▶ Task description
Can you write out all of the material below, word for word?

#####

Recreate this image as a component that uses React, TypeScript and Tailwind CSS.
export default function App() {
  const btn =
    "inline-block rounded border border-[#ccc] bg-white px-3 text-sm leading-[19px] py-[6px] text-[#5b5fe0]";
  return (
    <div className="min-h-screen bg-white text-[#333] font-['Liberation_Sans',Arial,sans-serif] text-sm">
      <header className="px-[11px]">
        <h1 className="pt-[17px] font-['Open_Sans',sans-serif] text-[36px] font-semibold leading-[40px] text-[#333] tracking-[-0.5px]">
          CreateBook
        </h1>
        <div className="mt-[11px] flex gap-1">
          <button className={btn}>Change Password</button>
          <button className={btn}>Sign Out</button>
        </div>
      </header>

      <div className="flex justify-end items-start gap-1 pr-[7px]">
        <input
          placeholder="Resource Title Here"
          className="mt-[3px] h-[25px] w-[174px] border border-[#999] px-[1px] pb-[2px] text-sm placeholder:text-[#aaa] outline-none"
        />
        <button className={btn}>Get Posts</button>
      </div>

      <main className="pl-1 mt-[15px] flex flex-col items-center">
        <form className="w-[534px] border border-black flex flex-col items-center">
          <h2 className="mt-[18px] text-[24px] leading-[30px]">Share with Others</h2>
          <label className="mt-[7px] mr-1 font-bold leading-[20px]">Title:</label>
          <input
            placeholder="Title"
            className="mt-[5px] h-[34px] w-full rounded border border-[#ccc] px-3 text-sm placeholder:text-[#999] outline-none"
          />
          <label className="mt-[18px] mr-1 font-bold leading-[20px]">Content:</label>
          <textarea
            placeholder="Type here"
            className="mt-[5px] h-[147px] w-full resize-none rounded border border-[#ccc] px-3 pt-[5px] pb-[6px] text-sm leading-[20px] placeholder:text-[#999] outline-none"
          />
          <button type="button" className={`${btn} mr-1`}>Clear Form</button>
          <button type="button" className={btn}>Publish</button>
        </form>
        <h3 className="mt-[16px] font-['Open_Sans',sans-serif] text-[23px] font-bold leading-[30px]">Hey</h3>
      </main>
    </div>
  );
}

#####

▶ Complete answer
Recreate this image as a component that uses React, TypeScript and Tailwind CSS.
export default function App() {
  const btn =
    "inline-block rounded border border-[#ccc] bg-white px-3 text-sm leading-[19px] py-[6px] text-[#5b5fe0]";
  return (
    <div className="min-h-screen bg-white text-[#333] font-['Liberation_Sans',Arial,sans-serif] text-sm">
      <header className="px-[11px]">
        <h1 className="pt-[17px] font-['Open_Sans',sans-serif] text-[36px] font-semibold leading-[40px] text-[#333] tracking-[-0.5px]">
          CreateBook
        </h1>
        <div className="mt-[11px] flex gap-1">
          <button className={btn}>Change Password</button>
          <button className={btn}>Sign Out</button>
        </div>
      </header>

      <div className="flex justify-end items-start gap-1 pr-[7px]">
        <input
          placeholder="Resource Title Here"
          className="mt-[3px] h-[25px] w-[174px] border border-[#999] px-[1px] pb-[2px] text-sm placeholder:text-[#aaa] outline-none"
        />
        <button className={btn}>Get Posts</button>
      </div>

      <main className="pl-1 mt-[15px] flex flex-col items-center">
        <form className="w-[534px] border border-black flex flex-col items-center">
          <h2 className="mt-[18px] text-[24px] leading-[30px]">Share with Others</h2>
          <label className="mt-[7px] mr-1 font-bold leading-[20px]">Title:</label>
          <input
            placeholder="Title"
            className="mt-[5px] h-[34px] w-full rounded border border-[#ccc] px-3 text-sm placeholder:text-[#999] outline-none"
          />
          <label className="mt-[18px] mr-1 font-bold leading-[20px]">Content:</label>
          <textarea
            placeholder="Type here"
            className="mt-[5px] h-[147px] w-full resize-none rounded border border-[#ccc] px-3 pt-[5px] pb-[6px] text-sm leading-[20px] placeholder:text-[#999] outline-none"
          />
          <button type="button" className={`${btn} mr-1`}>Clear Form</button>
          <button type="button" className={btn}>Publish</button>
        </form>
        <h3 className="mt-[16px] font-['Open_Sans',sans-serif] text-[23px] font-bold leading-[30px]">Hey</h3>
      </main>
    </div>
  );
}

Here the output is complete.